### [Records supplied]
☆ ☆ ☆ ☆
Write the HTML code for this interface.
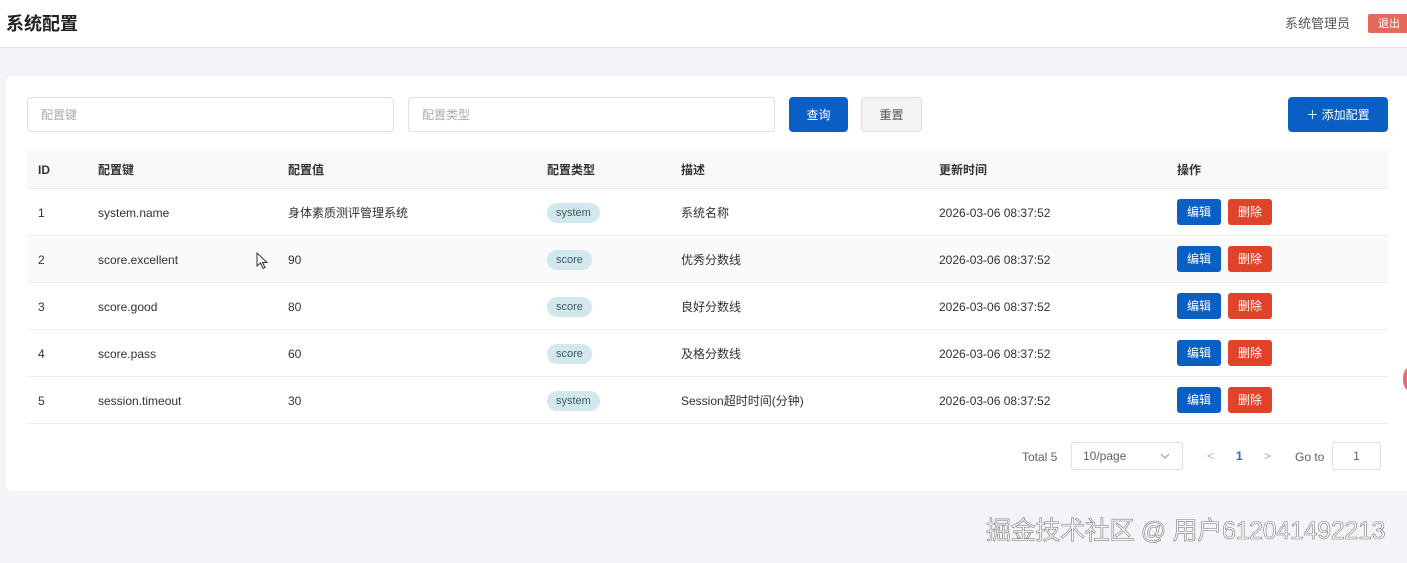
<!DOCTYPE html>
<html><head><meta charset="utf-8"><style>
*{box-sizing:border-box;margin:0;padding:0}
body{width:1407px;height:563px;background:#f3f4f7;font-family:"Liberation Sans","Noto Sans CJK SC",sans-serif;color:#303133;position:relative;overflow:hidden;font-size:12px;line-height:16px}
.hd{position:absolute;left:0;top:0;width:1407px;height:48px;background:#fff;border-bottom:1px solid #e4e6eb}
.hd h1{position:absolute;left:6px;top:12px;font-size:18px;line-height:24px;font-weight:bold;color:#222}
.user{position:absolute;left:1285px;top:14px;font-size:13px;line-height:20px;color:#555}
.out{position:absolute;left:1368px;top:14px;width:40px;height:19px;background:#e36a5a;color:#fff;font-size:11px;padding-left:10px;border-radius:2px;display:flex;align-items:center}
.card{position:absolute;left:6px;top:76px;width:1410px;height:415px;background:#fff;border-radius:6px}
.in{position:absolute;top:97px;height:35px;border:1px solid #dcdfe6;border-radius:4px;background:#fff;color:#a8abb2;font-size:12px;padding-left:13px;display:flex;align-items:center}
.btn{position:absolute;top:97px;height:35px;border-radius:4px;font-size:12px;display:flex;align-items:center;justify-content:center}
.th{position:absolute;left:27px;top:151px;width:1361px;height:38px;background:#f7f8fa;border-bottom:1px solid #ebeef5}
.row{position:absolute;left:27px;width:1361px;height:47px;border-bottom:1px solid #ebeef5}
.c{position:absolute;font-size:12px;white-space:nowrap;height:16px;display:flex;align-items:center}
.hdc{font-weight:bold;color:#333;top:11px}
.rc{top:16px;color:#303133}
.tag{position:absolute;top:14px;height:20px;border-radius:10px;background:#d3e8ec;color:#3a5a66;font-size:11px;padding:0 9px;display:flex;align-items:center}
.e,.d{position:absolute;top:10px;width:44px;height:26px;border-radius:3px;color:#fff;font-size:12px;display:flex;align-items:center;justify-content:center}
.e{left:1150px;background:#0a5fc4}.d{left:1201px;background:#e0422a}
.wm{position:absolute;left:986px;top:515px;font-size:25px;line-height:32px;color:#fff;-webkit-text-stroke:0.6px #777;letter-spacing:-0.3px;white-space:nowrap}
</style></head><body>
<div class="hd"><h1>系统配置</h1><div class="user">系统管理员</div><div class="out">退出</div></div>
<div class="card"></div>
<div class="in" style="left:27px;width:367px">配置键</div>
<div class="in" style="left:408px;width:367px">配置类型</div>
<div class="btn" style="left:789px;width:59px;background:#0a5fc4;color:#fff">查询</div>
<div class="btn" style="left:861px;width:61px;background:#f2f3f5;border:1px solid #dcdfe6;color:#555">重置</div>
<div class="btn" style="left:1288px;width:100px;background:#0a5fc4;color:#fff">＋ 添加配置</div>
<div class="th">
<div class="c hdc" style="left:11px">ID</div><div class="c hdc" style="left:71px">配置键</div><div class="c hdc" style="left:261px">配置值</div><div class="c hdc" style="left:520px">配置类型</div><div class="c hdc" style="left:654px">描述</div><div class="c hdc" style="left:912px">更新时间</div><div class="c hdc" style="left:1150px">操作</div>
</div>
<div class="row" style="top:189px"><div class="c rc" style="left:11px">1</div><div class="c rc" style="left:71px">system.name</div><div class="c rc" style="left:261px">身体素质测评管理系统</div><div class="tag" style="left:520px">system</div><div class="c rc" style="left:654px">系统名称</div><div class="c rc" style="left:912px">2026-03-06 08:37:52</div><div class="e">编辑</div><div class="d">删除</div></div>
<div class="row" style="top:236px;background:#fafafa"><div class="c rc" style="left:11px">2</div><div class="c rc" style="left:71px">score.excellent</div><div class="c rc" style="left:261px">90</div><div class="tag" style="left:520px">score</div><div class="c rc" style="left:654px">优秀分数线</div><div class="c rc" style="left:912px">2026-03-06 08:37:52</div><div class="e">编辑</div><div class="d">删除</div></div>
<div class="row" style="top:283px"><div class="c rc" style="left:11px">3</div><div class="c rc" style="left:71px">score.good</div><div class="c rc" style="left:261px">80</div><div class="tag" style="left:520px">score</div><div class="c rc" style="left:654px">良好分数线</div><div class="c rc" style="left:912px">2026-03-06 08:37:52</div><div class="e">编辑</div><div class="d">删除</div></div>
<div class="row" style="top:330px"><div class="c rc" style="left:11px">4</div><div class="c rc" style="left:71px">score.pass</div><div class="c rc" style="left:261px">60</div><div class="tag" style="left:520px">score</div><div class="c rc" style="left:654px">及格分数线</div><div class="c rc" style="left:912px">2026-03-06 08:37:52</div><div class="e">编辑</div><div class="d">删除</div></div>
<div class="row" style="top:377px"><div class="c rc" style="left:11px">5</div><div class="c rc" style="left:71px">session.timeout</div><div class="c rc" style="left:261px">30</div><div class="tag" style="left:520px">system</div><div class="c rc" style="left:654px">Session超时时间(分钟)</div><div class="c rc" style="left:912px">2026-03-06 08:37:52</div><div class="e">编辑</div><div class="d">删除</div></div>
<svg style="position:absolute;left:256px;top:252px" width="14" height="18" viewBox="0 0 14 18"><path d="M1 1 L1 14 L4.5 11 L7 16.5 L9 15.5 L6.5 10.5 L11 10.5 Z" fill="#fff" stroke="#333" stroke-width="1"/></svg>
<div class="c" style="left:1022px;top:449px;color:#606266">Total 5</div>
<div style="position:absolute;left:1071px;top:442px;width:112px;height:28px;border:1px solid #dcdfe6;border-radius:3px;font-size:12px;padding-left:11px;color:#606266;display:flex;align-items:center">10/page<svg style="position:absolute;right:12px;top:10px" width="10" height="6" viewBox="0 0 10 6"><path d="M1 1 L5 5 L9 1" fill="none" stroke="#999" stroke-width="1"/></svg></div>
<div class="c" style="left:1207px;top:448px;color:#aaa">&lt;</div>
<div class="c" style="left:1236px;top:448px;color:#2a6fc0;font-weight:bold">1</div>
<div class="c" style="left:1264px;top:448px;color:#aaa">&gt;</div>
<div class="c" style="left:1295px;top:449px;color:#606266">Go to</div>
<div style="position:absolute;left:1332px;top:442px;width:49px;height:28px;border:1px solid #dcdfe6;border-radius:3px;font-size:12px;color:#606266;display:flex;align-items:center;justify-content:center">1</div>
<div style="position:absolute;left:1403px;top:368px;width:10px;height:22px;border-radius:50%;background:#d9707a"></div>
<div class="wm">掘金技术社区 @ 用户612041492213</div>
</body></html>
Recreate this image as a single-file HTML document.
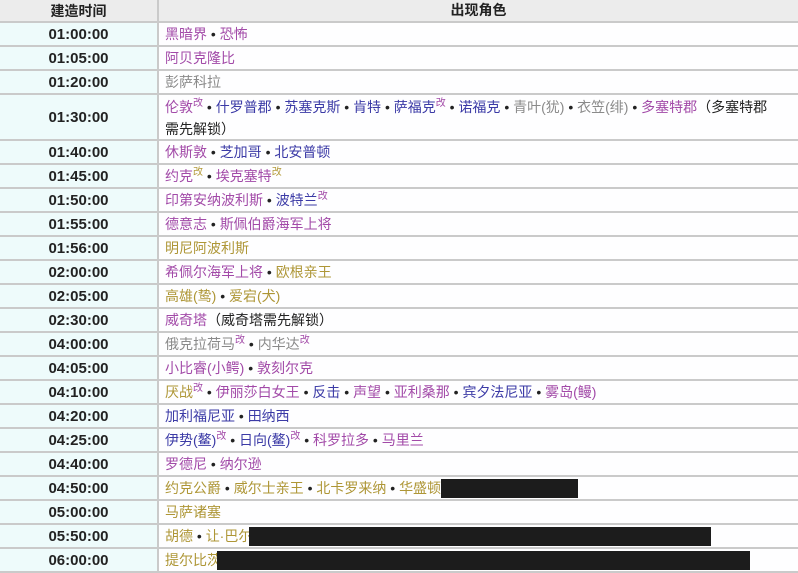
☆ ☆ ☆ ☆
### [Exercise]
Exactly as written, return every line of the listing, but not the pictures.

### [Worked solution]
Write the HTML code for this interface.
<!DOCTYPE html>
<html><head><meta charset="utf-8"><style>
*{box-sizing:border-box;margin:0;padding:0}
body{width:1407px;height:563px;background:#f3f4f7;font-family:"Liberation Sans","Noto Sans CJK SC",sans-serif;color:#303133;position:relative;overflow:hidden;font-size:12px;line-height:16px}
.hd{position:absolute;left:0;top:0;width:1407px;height:48px;background:#fff;border-bottom:1px solid #e4e6eb}
.hd h1{position:absolute;left:6px;top:12px;font-size:18px;line-height:24px;font-weight:bold;color:#222}
.user{position:absolute;left:1285px;top:14px;font-size:13px;line-height:20px;color:#555}
.out{position:absolute;left:1368px;top:14px;width:40px;height:19px;background:#e36a5a;color:#fff;font-size:11px;padding-left:10px;border-radius:2px;display:flex;align-items:center}
.card{position:absolute;left:6px;top:76px;width:1410px;height:415px;background:#fff;border-radius:6px}
.in{position:absolute;top:97px;height:35px;border:1px solid #dcdfe6;border-radius:4px;background:#fff;color:#a8abb2;font-size:12px;padding-left:13px;display:flex;align-items:center}
.btn{position:absolute;top:97px;height:35px;border-radius:4px;font-size:12px;display:flex;align-items:center;justify-content:center}
.th{position:absolute;left:27px;top:151px;width:1361px;height:38px;background:#f7f8fa;border-bottom:1px solid #ebeef5}
.row{position:absolute;left:27px;width:1361px;height:47px;border-bottom:1px solid #ebeef5}
.c{position:absolute;font-size:12px;white-space:nowrap;height:16px;display:flex;align-items:center}
.hdc{font-weight:bold;color:#333;top:11px}
.rc{top:16px;color:#303133}
.tag{position:absolute;top:14px;height:20px;border-radius:10px;background:#d3e8ec;color:#3a5a66;font-size:11px;padding:0 9px;display:flex;align-items:center}
.e,.d{position:absolute;top:10px;width:44px;height:26px;border-radius:3px;color:#fff;font-size:12px;display:flex;align-items:center;justify-content:center}
.e{left:1150px;background:#0a5fc4}.d{left:1201px;background:#e0422a}
.wm{position:absolute;left:986px;top:515px;font-size:25px;line-height:32px;color:#fff;-webkit-text-stroke:0.6px #777;letter-spacing:-0.3px;white-space:nowrap}
</style></head><body>
<div class="hd"><h1>系统配置</h1><div class="user">系统管理员</div><div class="out">退出</div></div>
<div class="card"></div>
<div class="in" style="left:27px;width:367px">配置键</div>
<div class="in" style="left:408px;width:367px">配置类型</div>
<div class="btn" style="left:789px;width:59px;background:#0a5fc4;color:#fff">查询</div>
<div class="btn" style="left:861px;width:61px;background:#f2f3f5;border:1px solid #dcdfe6;color:#555">重置</div>
<div class="btn" style="left:1288px;width:100px;background:#0a5fc4;color:#fff">＋ 添加配置</div>
<div class="th">
<div class="c hdc" style="left:11px">ID</div><div class="c hdc" style="left:71px">配置键</div><div class="c hdc" style="left:261px">配置值</div><div class="c hdc" style="left:520px">配置类型</div><div class="c hdc" style="left:654px">描述</div><div class="c hdc" style="left:912px">更新时间</div><div class="c hdc" style="left:1150px">操作</div>
</div>
<div class="row" style="top:189px"><div class="c rc" style="left:11px">1</div><div class="c rc" style="left:71px">system.name</div><div class="c rc" style="left:261px">身体素质测评管理系统</div><div class="tag" style="left:520px">system</div><div class="c rc" style="left:654px">系统名称</div><div class="c rc" style="left:912px">2026-03-06 08:37:52</div><div class="e">编辑</div><div class="d">删除</div></div>
<div class="row" style="top:236px;background:#fafafa"><div class="c rc" style="left:11px">2</div><div class="c rc" style="left:71px">score.excellent</div><div class="c rc" style="left:261px">90</div><div class="tag" style="left:520px">score</div><div class="c rc" style="left:654px">优秀分数线</div><div class="c rc" style="left:912px">2026-03-06 08:37:52</div><div class="e">编辑</div><div class="d">删除</div></div>
<div class="row" style="top:283px"><div class="c rc" style="left:11px">3</div><div class="c rc" style="left:71px">score.good</div><div class="c rc" style="left:261px">80</div><div class="tag" style="left:520px">score</div><div class="c rc" style="left:654px">良好分数线</div><div class="c rc" style="left:912px">2026-03-06 08:37:52</div><div class="e">编辑</div><div class="d">删除</div></div>
<div class="row" style="top:330px"><div class="c rc" style="left:11px">4</div><div class="c rc" style="left:71px">score.pass</div><div class="c rc" style="left:261px">60</div><div class="tag" style="left:520px">score</div><div class="c rc" style="left:654px">及格分数线</div><div class="c rc" style="left:912px">2026-03-06 08:37:52</div><div class="e">编辑</div><div class="d">删除</div></div>
<div class="row" style="top:377px"><div class="c rc" style="left:11px">5</div><div class="c rc" style="left:71px">session.timeout</div><div class="c rc" style="left:261px">30</div><div class="tag" style="left:520px">system</div><div class="c rc" style="left:654px">Session超时时间(分钟)</div><div class="c rc" style="left:912px">2026-03-06 08:37:52</div><div class="e">编辑</div><div class="d">删除</div></div>
<svg style="position:absolute;left:256px;top:252px" width="14" height="18" viewBox="0 0 14 18"><path d="M1 1 L1 14 L4.5 11 L7 16.5 L9 15.5 L6.5 10.5 L11 10.5 Z" fill="#fff" stroke="#333" stroke-width="1"/></svg>
<div class="c" style="left:1022px;top:449px;color:#606266">Total 5</div>
<div style="position:absolute;left:1071px;top:442px;width:112px;height:28px;border:1px solid #dcdfe6;border-radius:3px;font-size:12px;padding-left:11px;color:#606266;display:flex;align-items:center">10/page<svg style="position:absolute;right:12px;top:10px" width="10" height="6" viewBox="0 0 10 6"><path d="M1 1 L5 5 L9 1" fill="none" stroke="#999" stroke-width="1"/></svg></div>
<div class="c" style="left:1207px;top:448px;color:#aaa">&lt;</div>
<div class="c" style="left:1236px;top:448px;color:#2a6fc0;font-weight:bold">1</div>
<div class="c" style="left:1264px;top:448px;color:#aaa">&gt;</div>
<div class="c" style="left:1295px;top:449px;color:#606266">Go to</div>
<div style="position:absolute;left:1332px;top:442px;width:49px;height:28px;border:1px solid #dcdfe6;border-radius:3px;font-size:12px;color:#606266;display:flex;align-items:center;justify-content:center">1</div>
<div style="position:absolute;left:1403px;top:368px;width:10px;height:22px;border-radius:50%;background:#d9707a"></div>
<div class="wm">掘金技术社区 @ 用户612041492213</div>
</body></html>
Recreate this image as a single-file HTML document.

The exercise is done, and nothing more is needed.